What the task requires: Copy out each line that mentions the word "source".

Dataset section:

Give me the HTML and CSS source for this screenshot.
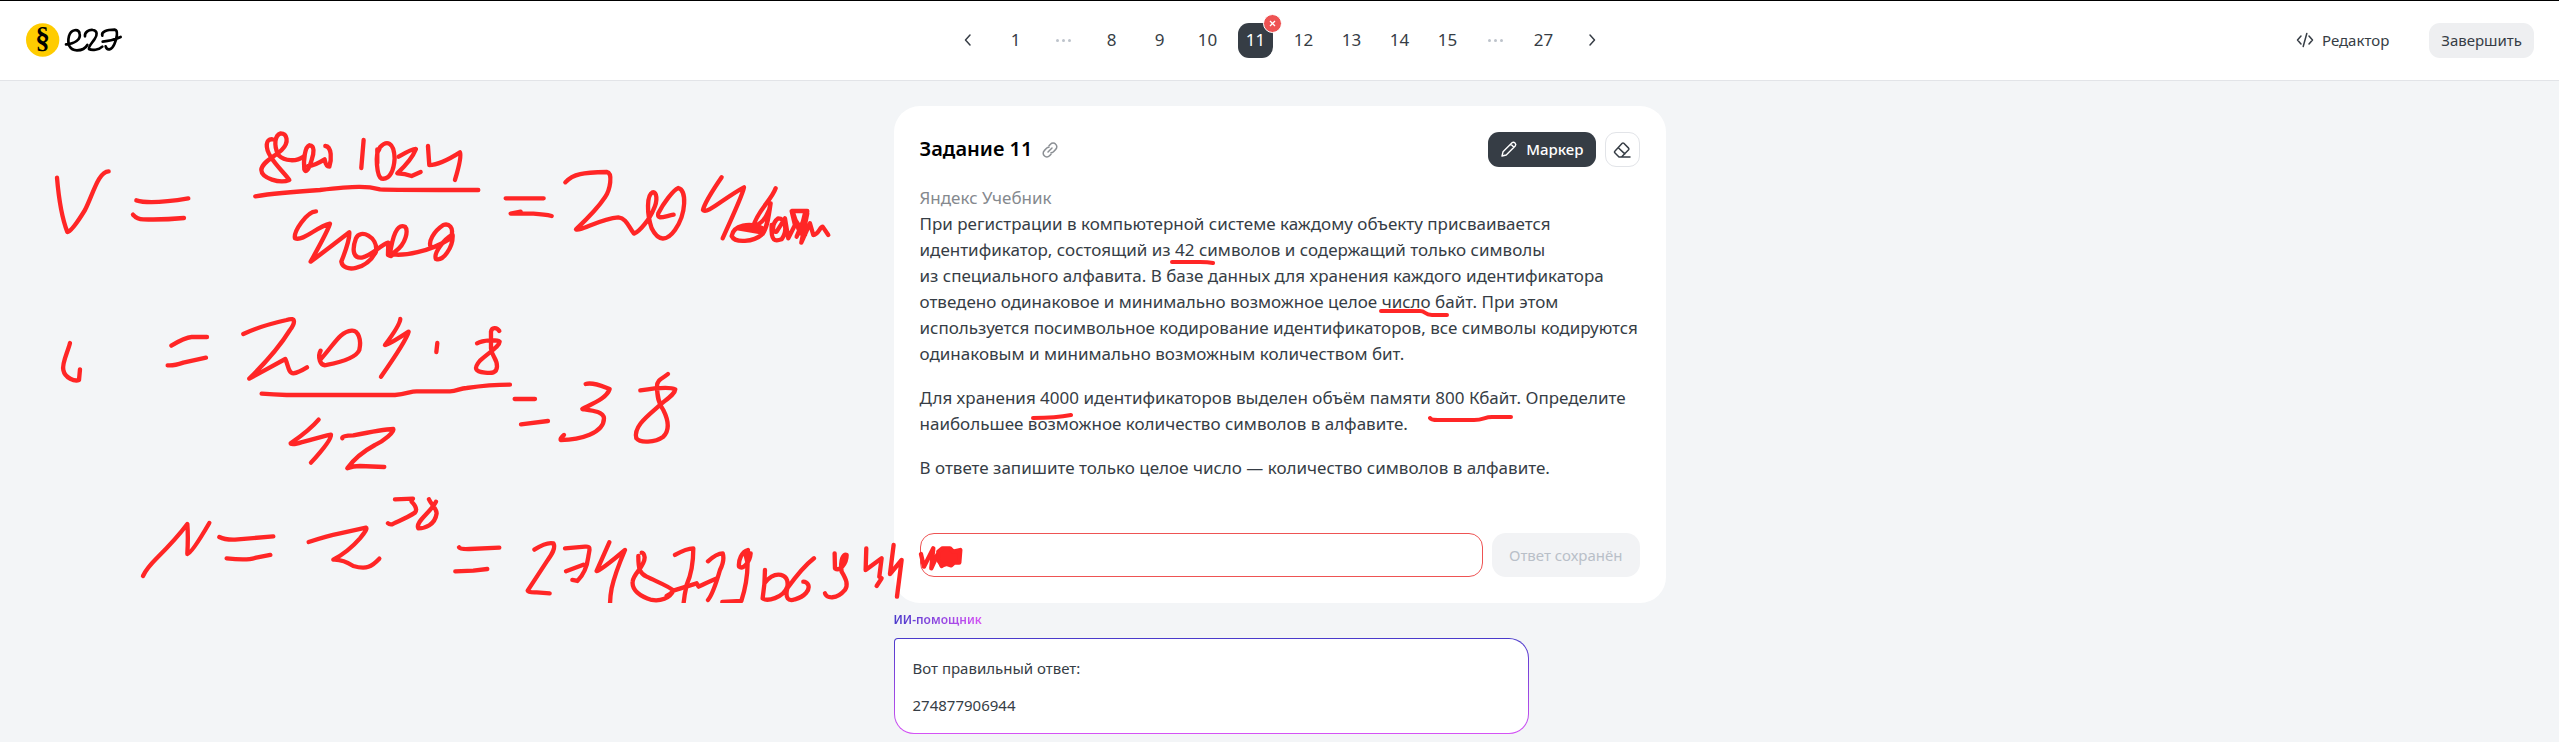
FILE: index.html
```
<!DOCTYPE html>
<html lang="ru">
<head>
<meta charset="utf-8">
<meta name="viewport" content="width=device-width, initial-scale=1">
<title>Задание 11</title>
<link rel="stylesheet" href="styles.css">
</head>
<body>
<header class="topbar">
  <a class="logo" href="#" aria-label="ЕГЭ">
    <svg width="100" height="36" viewBox="0 0 300 108" aria-hidden="true">
      <circle cx="53" cy="54" r="50" fill="#ffcc00"/>
      <text class="logo-sign" x="53" y="77" text-anchor="middle">§</text>
      <g class="logo-script">
        <path d="M123 67C149 65 168 53 164 35C161 19 138 21 132 42C126 66 134 85 156 85C172 85 182 78 187 69"/>
        <path d="M180 43C178 31 192 22 204 24C218 26 217 40 209 51C201 63 189 75 192 81C200 86 222 84 232 74"/>
        <path d="M232 41C228 29 244 23 269 23C281 25 275 51 268 67C260 85 246 87 242 73M233 59C254 57 274 51 287 45"/>
      </g>
    </svg>
  </a>
  <nav class="pager" aria-label="Задания">
    <button class="page" type="button" aria-label="Назад"><svg width="16" height="16" viewBox="0 0 16 16" class="stroke"><path d="M10 3 5.500 8 10 13"/></svg></button>
    <button class="page" type="button">1</button>
    <span class="dots"><i></i><i></i><i></i></span>
    <button class="page" type="button">8</button>
    <button class="page" type="button">9</button>
    <button class="page" type="button">10</button>
    <button class="page current" type="button" aria-current="page">11<span class="badge"><svg width="7" height="7" viewBox="0 0 7 7"><path d="M1 1 6 6M6 1 1 6"/></svg></span></button>
    <button class="page" type="button">12</button>
    <button class="page" type="button">13</button>
    <button class="page" type="button">14</button>
    <button class="page" type="button">15</button>
    <span class="dots"><i></i><i></i><i></i></span>
    <button class="page" type="button">27</button>
    <button class="page" type="button" aria-label="Вперёд"><svg width="16" height="16" viewBox="0 0 16 16" class="stroke"><path d="M6 3 10.500 8 6 13"/></svg></button>
  </nav>
  <div class="actions">
    <button class="editor" type="button"><svg width="18" height="18" viewBox="0 0 18 18" class="stroke"><path d="M5 5 1.500 9 5 13M13 5 16.500 9 13 13M10.800 2.500 7.200 15.500"/></svg>Редактор</button>
    <button class="finish" type="button">Завершить</button>
  </div>
</header>

<main>
  <div class="workspace">
    <section class="task">
      <div class="task-head">
        <h1>Задание 11</h1>
        <a class="link" href="#" aria-label="Ссылка на задание"><svg width="18" height="18" viewBox="0 0 18 18"><path d="M8 4.800 9.500 3.200a3.600 3.600 0 0 1 5.200 0a3.600 3.600 0 0 1 0 5.200L12.500 10.700a3.600 3.600 0 0 1-2.500 1M10 13.200 8.500 14.800a3.600 3.600 0 0 1-5.200 0a3.600 3.600 0 0 1 0-5.200L5.500 7.300a3.600 3.600 0 0 1 2.500-1M7 11 11 7"/></svg></a>
        <button class="marker" type="button"><svg width="18" height="18" viewBox="0 0 18 18"><path d="M2 16 3 11.800 12 2.800Q13.500 1.500 15 3T15.200 6L6.200 15 2 16ZM10.700 4.100 13.900 7.300"/></svg>Маркер</button>
        <button class="eraser" type="button" aria-label="Ластик"><svg width="20" height="20" viewBox="0 0 20 20" class="stroke"><path d="M7 17 2.800 12.800Q2 12 2.800 11.200L10.200 3.300Q11 2.600 11.800 3.300L16.600 8.100Q17.300 9 16.600 9.800L9.500 17ZM6.300 7.700 12.800 13.900M9.500 17H18"/></svg></button>
      </div>
      <div class="task-text">
        <div class="source">Яндекс Учебник</div>
        <p>При регистрации в компьютерной системе каждому объекту присваивается идентификатор, состоящий из&nbsp;42&nbsp;символов и&nbsp;содержащий только символы из&nbsp;специального алфавита. В&nbsp;базе данных для хранения каждого идентификатора отведено одинаковое и&nbsp;минимально возможное целое число байт. При этом используется посимвольное кодирование идентификаторов, все символы кодируются одинаковым и&nbsp;минимально возможным количеством бит.</p>
        <p>Для хранения 4000 идентификаторов выделен объём памяти 800&nbsp;Кбайт. Определите наибольшее возможное количество символов в&nbsp;алфавите.</p>
        <p>В&nbsp;ответе запишите только целое число — количество символов в&nbsp;алфавите.</p>
      </div>
      <form class="answer">
        <input type="text" aria-label="Ответ">
        <button type="button" disabled>Ответ сохранён</button>
      </form>
    </section>

    <svg class="ink" aria-hidden="true">
      <g transform="translate(0 -81)">
        <g transform="translate(30 110) scale(.3333)">
          <path d="M81 203Q90 310 112 366Q125 365 165 300C190 250 205 185 236 184"/>
          <path d="M319 271Q360 284 475 265M309 314Q322 328 340 328Q400 330 462 324"/>
          <path d="M728 88C705 85 706 115 722 140C740 170 765 190 778 210C750 222 695 205 694 180C696 155 735 140 755 120C780 95 770 70 752 70C735 75 730 105 745 135C765 155 800 155 820 140"/>
          <path d="M838 106C825 110 820 150 823 178C828 192 838 175 845 150C852 130 855 105 838 106M835 168Q852 168 884 148Q888 170 898 170C905 150 906 110 886 108"/>
          <path d="M1001 90 994 174M1048 118C1035 130 1040 200 1055 206C1080 210 1092 180 1094 145C1092 95 1070 90 1050 112M1042 118V160"/>
          <path d="M1106 140Q1150 115 1158 117Q1145 150 1102 190Q1125 190 1145 198L1172 186M1194 108 1198 165Q1230 165 1290 127Q1296 140 1275 210"/>
          <path d="M676 259Q740 248 870 240C980 228 1010 228 1050 238Q1080 240 1345 240"/>
          <path d="M858 304C830 305 790 365 795 385C820 395 860 350 900 341Q895 360 842 455Q870 435 958 367Q960 390 934 455C940 490 1010 480 1038 425C1045 380 990 355 978 385C965 420 970 445 995 443C1030 435 1050 405 1075 398L1074 435C1090 445 1085 430 1095 425C1130 400 1135 360 1125 350C1100 340 1088 380 1080 432C1120 440 1200 425 1262 385C1275 350 1255 340 1240 345C1210 365 1195 395 1202 410M1266 375C1240 390 1210 430 1218 447C1240 455 1270 410 1268 375"/>
        </g>
        <g transform="translate(460 110) scale(.3333)">
          <path d="M137 265H251M182 305 152 311H220Q255 313 275 318"/>
          <path d="M316 217C340 190 370 188 440 186C460 190 450 240 435 262Q410 300 348 358C360 365 420 326 475 322C500 325 505 350 522 371C540 365 570 325 580 300C595 270 590 245 578 247C560 255 560 310 575 355C595 395 620 395 645 360C680 310 680 240 655 234C640 240 610 280 595 310C590 330 610 320 641 314"/>
          <path d="M785 202Q735 275 729 300C740 315 790 265 852 232Q850 250 788 385"/>
          <path d="M947 235C935 270 890 305 880 350C915 340 930 300 932 280C925 330 920 355 908 372C880 397 825 400 815 378C820 345 870 335 908 355L835 355 905 367"/>
          <path d="M935 345C932 395 945 395 965 388C985 360 975 325 955 325C935 340 935 370 950 365L975 325 985 385 1005 345 995 303H1042L1010 380 1042 310 1024 398 1050 340 1060 375C1075 375 1080 350 1088 350L1105 375M1000 310 1020 370 1035 310 1030 375M1000 320 1035 375"/>
        </g>
        <g transform="translate(30 290) scale(.3333)">
          <path d="M120 159C112 190 95 220 100 240C105 265 135 275 147 270L150 238"/>
          <path d="M424 167Q465 142 485 141H531M413 226Q430 228 460 218L528 203"/>
          <path d="M640 132Q690 108 770 90C800 80 795 100 780 120Q740 185 658 266L766 207C775 225 775 250 790 250Q805 248 831 232"/>
          <path d="M872 182C862 200 870 230 890 225C940 215 980 200 988 180C995 150 985 120 965 122C930 125 915 160 872 208"/>
          <path d="M1111 87Q1110 105 1065 165Q1075 165 1136 125Q1130 150 1053 260"/>
          <path d="M695 311Q730 314 770 315H1095C1130 313 1140 304 1160 304H1260C1280 304 1290 295 1310 294Q1380 284 1440 284"/>
          <path d="M866 389Q840 420 782 460C785 470 850 445 903 434Q905 450 843 518M937 445Q935 437 970 436Q1060 418 1090 417C1095 425 1060 455 1035 465Q980 495 952 535Q970 528 990 528L1063 531"/>
        </g>
        <g transform="translate(400 290) scale(.3333)">
          <path d="M112 159 109 186"/>
          <path d="M298 123C290 110 275 112 273 125V175C275 200 292 205 291 230C290 250 275 250 255 248C225 245 220 235 240 212C270 185 298 170 299 155C290 148 250 150 231 160"/>
          <path d="M344 327H405M363 403 444 393"/>
          <path d="M557 282C580 275 610 290 629 297C620 325 580 340 547 357C580 362 610 365 612 385C612 430 540 450 482 450Q480 445 492 435"/>
          <path d="M804 252C790 265 770 268 771 290C772 320 775 340 790 360C805 390 810 420 790 440C765 458 720 460 709 445C700 410 740 380 780 345C810 320 825 310 826 298C810 290 760 295 721 301"/>
        </g>
        <g transform="translate(110 470) scale(.3333)">
          <path d="M99 318Q110 295 140 265Q200 205 232 162Q235 200 232 252Q245 250 298 159"/>
          <path d="M328 201Q345 210 375 209L490 199M350 265Q410 272 435 264L481 255"/>
          <path d="M596 216Q650 198 690 190L768 173Q775 175 750 205Q715 245 670 269C690 268 710 275 730 288C770 300 785 290 808 266"/>
          <path d="M855 88 909 86Q903 93 905 95Q925 115 915 128C890 145 860 155 846 163Q838 164 834 160M957 88C965 105 980 115 980 130C975 165 945 175 925 175C915 155 960 130 978 95"/>
          <path d="M1047 232Q1050 238 1080 237L1168 233M1036 304 1090 302 1132 297"/>
        </g>
        <g transform="translate(500 470) scale(.3333)">
          <path d="M103 239Q140 215 160 220C170 235 150 260 140 275L83 362Q85 368 110 367L149 370"/>
          <path d="M195 235 255 230C275 228 268 240 265 260C260 300 240 325 232 333L217 330M198 304 250 284"/>
          <path d="M328 217 290 303Q300 303 375 240Q345 310 335 355Q330 380 330 410"/>
          <path d="M415 258C415 300 420 310 440 320C470 335 510 350 520 362C510 385 480 395 455 390C420 380 395 360 398 335C400 310 435 290 434 262Q432 248 425 248M500 378Q515 370 520 362L590 340 596 350Q615 340 648 326"/>
          <path d="M525 255Q560 235 580 235Q580 300 560 345Q552 380 550 410M624 274Q650 250 668 250Q675 270 660 300Q640 370 624 390"/>
          <path d="M744 240C725 245 715 270 717 290C730 300 750 275 752 250L737 255 743 280Q742 340 724 393L667 396"/>
          <path d="M795 300Q795 340 788 385C800 395 850 385 862 350C870 310 825 300 795 338M942 265C910 290 880 330 862 355C855 385 865 395 885 388C915 380 930 360 925 345Q920 335 910 335"/>
          <path d="M1004 250 1005 295C1020 305 1040 280 1040 255C1030 250 1020 270 1025 305C1040 330 1045 345 1035 360C1010 390 980 385 975 370"/>
          <path d="M1099 235 1097 300 1145 265 1138 320 1145 325 1130 348M1181 225 1170 312 1205 270 1191 380"/>
          <path d="M1263 252 1272 290 1300 235 1294 295 1312 255 1325 288"/>
          <path class="blot" d="M1315 245 1328 235 1350 235 1360 245 1381 240 1378 278 1362 278 1354 286 1340 282 1326 286 1316 272Z"/>
        </g>
        <g class="fine">
          <path d="M1172 262H1200Q1208 262 1213 263M1381 311H1420C1426 311 1424 315 1432 315H1447M1033 418Q1056 418 1071 415M1430 418Q1431 420 1438 420H1474C1484 420 1484 417 1492 417H1511"/>
        </g>
      </g>
    </svg>
  </div>

  <section class="helper">
    <h2>ИИ-помощник</h2>
    <div class="reply">
      <p>Вот правильный ответ:</p>
      <p>274877906944</p>
    </div>
  </section>
</main>
</body>
</html>
```
FILE: styles.css
```
* { box-sizing: border-box; }

body {
  margin: 0;
  background: #f3f5f7;
  color: #363d45;
  font-family: "Noto Sans", "Open Sans", sans-serif;
  font-size: 16px;
}

h1, h2, p { margin: 0; }

button {
  border: 0;
  padding: 0;
  background: none;
  color: inherit;
  font: inherit;
  display: flex;
  align-items: center;
  justify-content: center;
}

svg { display: block; }

.stroke {
  fill: none;
  stroke: #363d45;
  stroke-width: 1.5;
  stroke-linecap: round;
  stroke-linejoin: round;
}

.topbar {
  display: grid;
  grid-template-columns: 1fr auto 1fr;
  align-items: center;
  height: 81px;
  padding: 0 25px 1px;
  background: #fff;
  border-top: 1px solid #000;
  border-bottom: 1px solid #e2e4e8;
}

.logo { justify-self: start; }
.logo-sign { font: bold 88px "Liberation Serif", serif; }
.logo-script {
  fill: none;
  stroke: #000;
  stroke-width: 8;
  stroke-linecap: round;
}

.pager { display: flex; gap: 13px; }

.page, .dots {
  position: relative;
  width: 35px;
  height: 35px;
  border-radius: 11px;
  font-size: 17px;
  line-height: 24px;
}
.page { padding-bottom: 1px; }

.current { background: #363d45; color: #fff; }

.badge {
  position: absolute;
  top: -9px;
  right: -9px;
  display: grid;
  place-items: center;
  width: 19px;
  height: 19px;
  border: 1px solid #fff;
  border-radius: 50%;
  background: #ee5353;
}
.badge path { stroke: #fff; stroke-width: 1.3; }

.dots { display: flex; align-items: center; justify-content: center; gap: 3px; }
.dots i { width: 3px; height: 3px; border-radius: 50%; background: #bdc3cb; }

.actions {
  display: flex;
  justify-self: end;
  align-items: center;
  gap: 40px;
  font-size: 15px;
  line-height: 20px;
}
.editor { gap: 8px; }
.finish {
  height: 35px;
  padding: 0 12px 1px;
  border-radius: 11px;
  background: #eeeff1;
}

.workspace { position: relative; padding-top: 25px; }

.task, .helper { width: 100%; max-width: 772px; margin: 0 auto; }

.task {
  padding: 26px;
  border-radius: 26px;
  background: #fff;
}

.task-head { display: flex; align-items: center; gap: 9px; height: 35px; }
.task-head h1 {
  padding-bottom: 2px;
  color: #000;
  font-size: 20px;
  font-weight: 600;
  line-height: 26px;
}
.link { margin-right: auto; }
.link path { fill: none; stroke: #8b8f94; stroke-width: 1.5; stroke-linecap: round; }

.marker {
  height: 35px;
  padding: 0 12px 1px;
  gap: 8px;
  border-radius: 11px;
  background: #363d45;
  color: #fff;
  font-size: 15px;
  font-weight: 500;
}
.marker path { fill: none; stroke: #fff; stroke-width: 1.4; stroke-linejoin: round; }

.eraser {
  width: 35px;
  height: 35px;
  border: 1px solid #e2e4e8;
  border-radius: 11px;
}

.task-text {
  margin-top: 18px;
  font-size: 17px;
  line-height: 26px;
}
.task-text p { margin-bottom: 18px; }
.source { color: #85898e; }

.answer { display: flex; gap: 9px; margin-top: 52px; }
.answer input {
  flex: 1;
  min-width: 0;
  height: 44px;
  padding: 0 13px;
  border: 1px solid #ee5353;
  border-radius: 14px;
  background: #fff;
  font: inherit;
}
.answer button {
  height: 44px;
  padding: 0 17px;
  border-radius: 14px;
  background: #f2f3f5;
  color: #b9bfc8;
  font-size: 15px;
}

.ink {
  position: absolute;
  inset: 0;
  width: 100%;
  height: 100%;
  pointer-events: none;
}
.ink path {
  fill: none;
  stroke: #ff2626;
  stroke-width: 13;
  stroke-linecap: round;
  stroke-linejoin: round;
}
.ink .fine path { stroke-width: 4; }
.ink .blot { fill: #ff2626; }

.helper { padding: 8px 0; }
.helper h2 {
  width: max-content;
  background: linear-gradient(90deg, #4a3acb, #d553f5);
  background-clip: text;
  color: transparent;
  font-size: 12px;
  font-weight: 600;
  line-height: 18px;
}
.reply {
  display: grid;
  gap: 15px;
  max-width: 635px;
  margin-top: 9px;
  padding: 18px 18px 17px;
  border: 1px solid transparent;
  border-radius: 4px 20px 20px 20px;
  background: linear-gradient(#fff, #fff) padding-box, linear-gradient(#4a3acb, #d553f5) border-box;
  font-size: 15px;
  line-height: 22px;
}
```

Problem solution:
Give me the HTML and CSS source for this screenshot.
        <div class="source">Яндекс Учебник</div>
.source { color: #85898e; }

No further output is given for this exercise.